Monsieur le Président,
Madame le Garde des Sceaux,
Mes chers collègues,
Le voile intégral est-il compatible avec les valeurs de la République ? Au terme d’un an de réflexion, d’écoute et de débats, c’est ensemble, majorité comme opposition, que nous, voici quelques semaines, tranché cette question en adoptant à l’unanimité la résolution de nos collègues du groupe UMP.
Oui mes chers collègues, le port du voile intégral constitue bien une pratique aux antipodes des valeurs qui fondent et structurent l’idée que tous ici, nous nous faisons de la République. C’est un déni de liberté lorsqu’il a lieu sous l’effet de la contrainte, que celle-ci soit patente ou diluée dans un environnement social ; une négation de l’égalité entre citoyens qui dépouille le femme de son identité quand ce n’est pas de son humanité ; un refus affiché de l’idéal de fraternité, une volonté de se soustraire au vivre-ensemble républicain.

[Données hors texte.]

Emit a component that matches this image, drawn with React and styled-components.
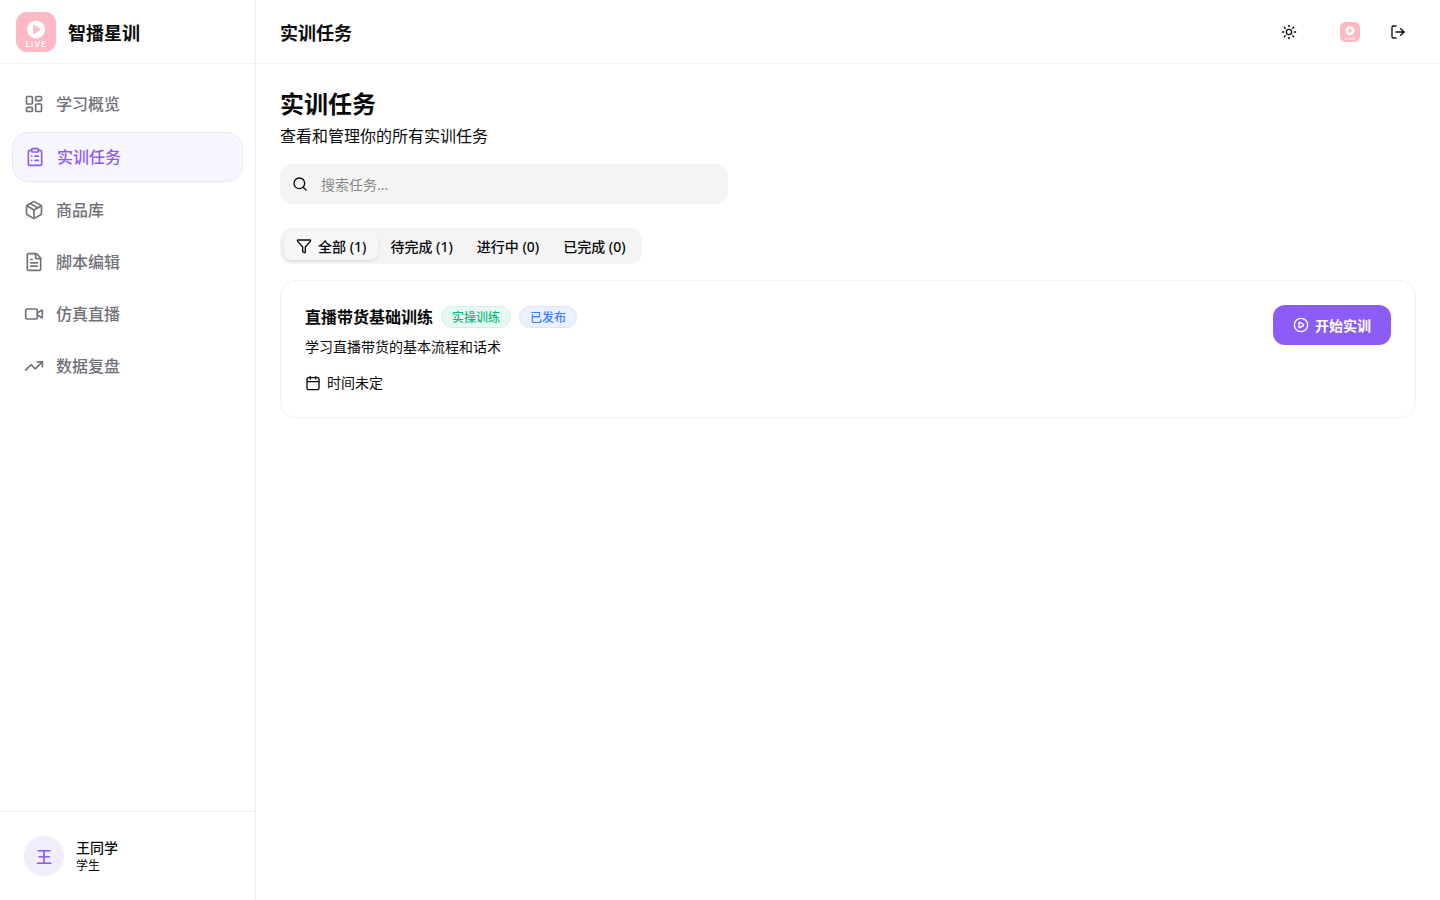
import React from "react";
import styled, { createGlobalStyle } from "styled-components";
import {
  LayoutDashboard,
  ClipboardList,
  Package,
  FileText,
  Video,
  TrendingUp,
  Sun,
  LogOut,
  Funnel,
  Calendar,
  CirclePlay,
  Search,
} from "lucide-react";

const GlobalStyle = createGlobalStyle`
  * { box-sizing: border-box; }
  html, body { margin: 0; padding: 0; background: #fff; }
  body {
    font-family: "Noto Sans", "Noto Sans CJK SC", sans-serif;
    color: #0a0a0a;
  }
`;

const NAV = [
  { label: "学习概览", icon: LayoutDashboard },
  { label: "实训任务", icon: ClipboardList, active: true },
  { label: "商品库", icon: Package },
  { label: "脚本编辑", icon: FileText },
  { label: "仿真直播", icon: Video },
  { label: "数据复盘", icon: TrendingUp },
];

const TABS = [
  { label: "全部 (1)", icon: true, active: true },
  { label: "待完成 (1)" },
  { label: "进行中 (0)" },
  { label: "已完成 (0)" },
];

const Logo = ({ size }) => (
  <svg width={size} height={size} viewBox="0 0 40 40" aria-label="logo">
    <rect width="40" height="40" rx="11" fill="#ffb8c4" />
    <circle cx="20" cy="17.5" r="9" fill="#fff" />
    <path d="M17.2 12.6 25 17.5l-7.8 4.9z" fill="#ffb8c4" />
    <text
      x="20.3"
      y="35"
      textAnchor="middle"
      fontSize="7.5"
      fontWeight="700"
      letterSpacing="1.2"
      fill="#fff"
      fontFamily="Inter, sans-serif"
    >
      LIVE
    </text>
  </svg>
);

const App = () => (
  <Page>
    <GlobalStyle />
    <Sidebar>
      <Brand>
        <Logo size={40} />
        <BrandName>智播星训</BrandName>
      </Brand>
      <Nav>
        {NAV.map(({ label, icon: Icon, active }) => (
          <NavItem key={label} $active={active}>
            <Icon size={20} strokeWidth={2} />
            <span>{label}</span>
          </NavItem>
        ))}
      </Nav>
      <UserBox>
        <Avatar>王</Avatar>
        <div>
          <UserName>王同学</UserName>
          <UserRole>学生</UserRole>
        </div>
      </UserBox>
    </Sidebar>
    <Main>
      <Header>
        <HeaderTitle>实训任务</HeaderTitle>
        <HeaderActions>
          <IconBtn>
            <Sun size={16} />
          </IconBtn>
          <SmallLogo>
            <Logo size={20} />
          </SmallLogo>
          <IconBtn>
            <LogOut size={16} />
          </IconBtn>
        </HeaderActions>
      </Header>
      <Content>
        <PageTitle>实训任务</PageTitle>
        <PageSub>查看和管理你的所有实训任务</PageSub>
        <SearchBox>
          <Search size={16} />
          <SearchInput placeholder="搜索任务..." />
        </SearchBox>
        <Tabs>
          {TABS.map((t) => (
            <Tab key={t.label} $active={t.active}>
              {t.icon && <Funnel size={16} />}
              {t.label}
            </Tab>
          ))}
        </Tabs>
        <Card>
          <div>
            <CardHead>
              <CardTitle>直播带货基础训练</CardTitle>
              <Badge $color="#10b981" $bg="#e8f8f2" $border="#d0f0e4">
                实操训练
              </Badge>
              <Badge $color="#3b82f6" $bg="#ebf0fe" $border="#dde5fc">
                已发布
              </Badge>
            </CardHead>
            <CardDesc>学习直播带货的基本流程和话术</CardDesc>
            <CardMeta>
              <Calendar size={16} />
              时间未定
            </CardMeta>
          </div>
          <StartBtn>
            <CirclePlay size={16} />
            开始实训
          </StartBtn>
        </Card>
      </Content>
    </Main>
  </Page>
);

export default App;

const Page = styled.div`
  display: flex;
  width: 100%;
  height: 100vh;
  overflow: hidden;
`;

const Sidebar = styled.aside`
  width: 256px;
  flex-shrink: 0;
  display: flex;
  flex-direction: column;
  border-right: 1px solid #f0eefa;
`;

const Brand = styled.div`
  height: 64px;
  display: flex;
  align-items: center;
  gap: 12px;
  padding: 0 16px;
  border-bottom: 1px solid #f0eefa;
`;

const BrandName = styled.span`
  font-size: 18px;
  font-weight: 700;
`;

const Nav = styled.nav`
  flex: 1;
  display: flex;
  flex-direction: column;
  gap: 4px;
  padding: 16px 12px;
`;

const NavItem = styled.div`
  display: flex;
  align-items: center;
  gap: 12px;
  padding: 0 12px;
  height: ${(p) => (p.$active ? "50px" : "48px")};
  font-size: 16px;
  font-weight: 500;
  line-height: 24px;
  border-radius: 16px;
  border: ${(p) => (p.$active ? "1px solid #ebe4fe" : "none")};
  background: ${(p) => (p.$active ? "#f8f6ff" : "transparent")};
  color: ${(p) => (p.$active ? "#8b5cf6" : "#71717a")};
`;

const UserBox = styled.div`
  display: flex;
  align-items: center;
  gap: 12px;
  padding: 24px;
  border-top: 1px solid #f0eefa;
`;

const Avatar = styled.div`
  width: 40px;
  height: 40px;
  border-radius: 50%;
  background: #f1edfd;
  color: #8b5cf6;
  font-size: 16px;
  font-weight: 500;
  display: flex;
  align-items: center;
  justify-content: center;
`;

const UserName = styled.div`
  font-size: 14px;
  font-weight: 500;
  line-height: 20px;
`;

const UserRole = styled.div`
  font-size: 12px;
  line-height: 16px;
`;

const Main = styled.div`
  flex: 1;
  display: flex;
  flex-direction: column;
  min-width: 0;
`;

const Header = styled.header`
  height: 64px;
  display: flex;
  align-items: center;
  justify-content: space-between;
  padding: 0 24px;
  border-bottom: 1px solid #f0eefa;
`;

const HeaderTitle = styled.div`
  font-size: 18px;
  font-weight: 600;
`;

const HeaderActions = styled.div`
  display: flex;
  align-items: center;
`;

const IconBtn = styled.div`
  width: 36px;
  height: 36px;
  display: flex;
  align-items: center;
  justify-content: center;
`;

const SmallLogo = styled.div`
  display: flex;
  margin: 0 20px 0 33px;
`;

const Content = styled.main`
  padding: 24px;
`;

const PageTitle = styled.h1`
  margin: 0;
  font-size: 24px;
  font-weight: 700;
  line-height: 32px;
`;

const PageSub = styled.p`
  margin: 4px 0 0;
  font-size: 16px;
  line-height: 24px;
`;

const SearchBox = styled.div`
  margin-top: 16px;
  width: 448px;
  height: 40px;
  display: flex;
  align-items: center;
  gap: 13px;
  padding: 0 12px;
  border-radius: 12px;
  background: #f4f4f4;
`;

const SearchInput = styled.input`
  flex: 1;
  border: 0;
  outline: 0;
  padding: 0;
  background: transparent;
  font: inherit;
  font-size: 14px;
  color: #0a0a0a;
  &::placeholder {
    color: #8a8a8a;
    opacity: 1;
  }
`;

const Tabs = styled.div`
  margin-top: 24px;
  width: fit-content;
  height: 36px;
  display: flex;
  align-items: center;
  padding: 4px;
  border-radius: 12px;
  background: #f4f4f4;
`;

const Tab = styled.div`
  height: 28px;
  display: flex;
  align-items: center;
  gap: 6px;
  padding: 0 12px;
  font-size: 14px;
  font-weight: 500;
  border-radius: 8px;
  background: ${(p) => (p.$active ? "#f7f7f7" : "transparent")};
  box-shadow: ${(p) => (p.$active ? "0 1px 3px rgba(0,0,0,.12)" : "none")};
`;

const Card = styled.section`
  margin-top: 16px;
  display: flex;
  justify-content: space-between;
  align-items: flex-start;
  padding: 24px;
  border: 1px solid #f0eefa;
  border-radius: 16px;
`;

const CardHead = styled.div`
  display: flex;
  align-items: center;
  gap: 8px;
  height: 24px;
`;

const CardTitle = styled.h3`
  margin: 0;
  font-size: 16px;
  font-weight: 600;
  line-height: 24px;
`;

const Badge = styled.span`
  height: 22px;
  display: flex;
  align-items: center;
  padding: 0 10px;
  font-size: 12px;
  font-weight: 500;
  border-radius: 11px;
  color: ${(p) => p.$color};
  background: ${(p) => p.$bg};
  border: 1px solid ${(p) => p.$border};
`;

const CardDesc = styled.p`
  margin: 8px 0 0;
  font-size: 14px;
  line-height: 20px;
`;

const CardMeta = styled.div`
  margin-top: 16px;
  display: flex;
  align-items: center;
  gap: 6px;
  font-size: 14px;
  line-height: 20px;
`;

const StartBtn = styled.button`
  height: 40px;
  display: flex;
  align-items: center;
  gap: 6px;
  padding: 0 20px;
  border: 0;
  border-radius: 12px;
  background: #8b5cf6;
  color: #fff;
  font: inherit;
  font-size: 14px;
  font-weight: 600;
`;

La réponse au phénomène du voile intégral portait en elle l’exigence de l’unanimité et du consensus démocratique, mais sur une question impactant aussi directement l’idéal de société qui sous-tend le projet républicain, nous ne pouvions nous permettre de rester au milieu du gué. Une fois d’accord sur les principes, il nous fallait traduire ces valeurs et ce message au sein de notre ordre juridique pour mettre un terme à ces pratiques, pour mettre en conformité les paroles et les actes.
Le projet de loi dont notre assemblée a débattu constituait à ce titre un texte indispensable et attendu et je veux saluer, Madame le Ministre d’Etat, le fait qu’après avoir laissé son temps au travail parlementaire, le Gouvernement ait, sur ce point, pris ses responsabilités. Bien loin d’une disposition convulsivement insérée dans le Code pénal, ce projet constitue une réponse globale au port du voile intégral, équilibrée entre les besoins de répression, de pédagogie et de dialogue.
Ainsi, si les peines sanctionnant le fait d’imposer à une personnes de dissimuler son visage se veulent sévères et par là dissuasives, un an d’emprisonnement et 30 000 euros d’amende et le double en cas de victime mineure, celle sanctionnant le fait de porter cette fois de son propre chef une tenue destinée à dissimuler son visage n’est s’élève pour sa part qu’à 150 euros, un stage de citoyenneté pouvant être prescrit sur décision du juge, en complément voire en substitution de cette peine principale. Autrement dit, c’est le dialogue et la pédagogie qui primera dans ce cas précis sur la sanction. De même, la période transitoire de 6 mois qui précèdera l’entrée en vigueur de l’interdiction de dissimulation volontaire du visage laisse, elle-aussi, sa place et sa chance au dialogue et à la pédagogie. Il ne s’agit donc pas, mes chers collègues, de s’en remettre à la seule force supposée de la sanction, mais bien de susciter, au terme d’un débat en bien des points exemplaire, l’adhésion à des valeurs ainsi qu’à un idéal et c’est pourquoi les députés du Nouveau Centre apporteront leur soutien à ce projet de loi.
J’en viens, mes chers collègues, au point qui a, progressivement, cristallisé l’ensemble des attentions, la viabilité juridique prêtée à ce texte, notamment après les avis formulés par le Conseil d’Etat. Au terme de ce débat, nous ne doutons pas de la constitutionnalité d’une mesure d’interdiction générale appuyée sur la théorie de l’ordre public immatériel. Il importait cependant, au regard du fiasco moral que constituerait pour la République une censure a posteriori dans le cadre d’une question prioritaire de constitutionnalité, de lever le plus rapidement toute interrogation à ce sujet. C’est pourquoi enfin, je souhaite saluer la décision du Président de notre assemblée de saisir a priori le Conseil constitutionnel sur ce projet de loi.
Mes chers collègues, il est des débats parlementaires, il est des lois, qui plus que d’autres laissent leur empreinte dans la société, indéniablement ce projet en fera partie. Au terme d’un débat difficile et courageux car prompt à susciter les anathèmes de toute sorte, c’est bien l’honneur de notre assemblée que d’adresser au voile intégral le refus sans appel de la République.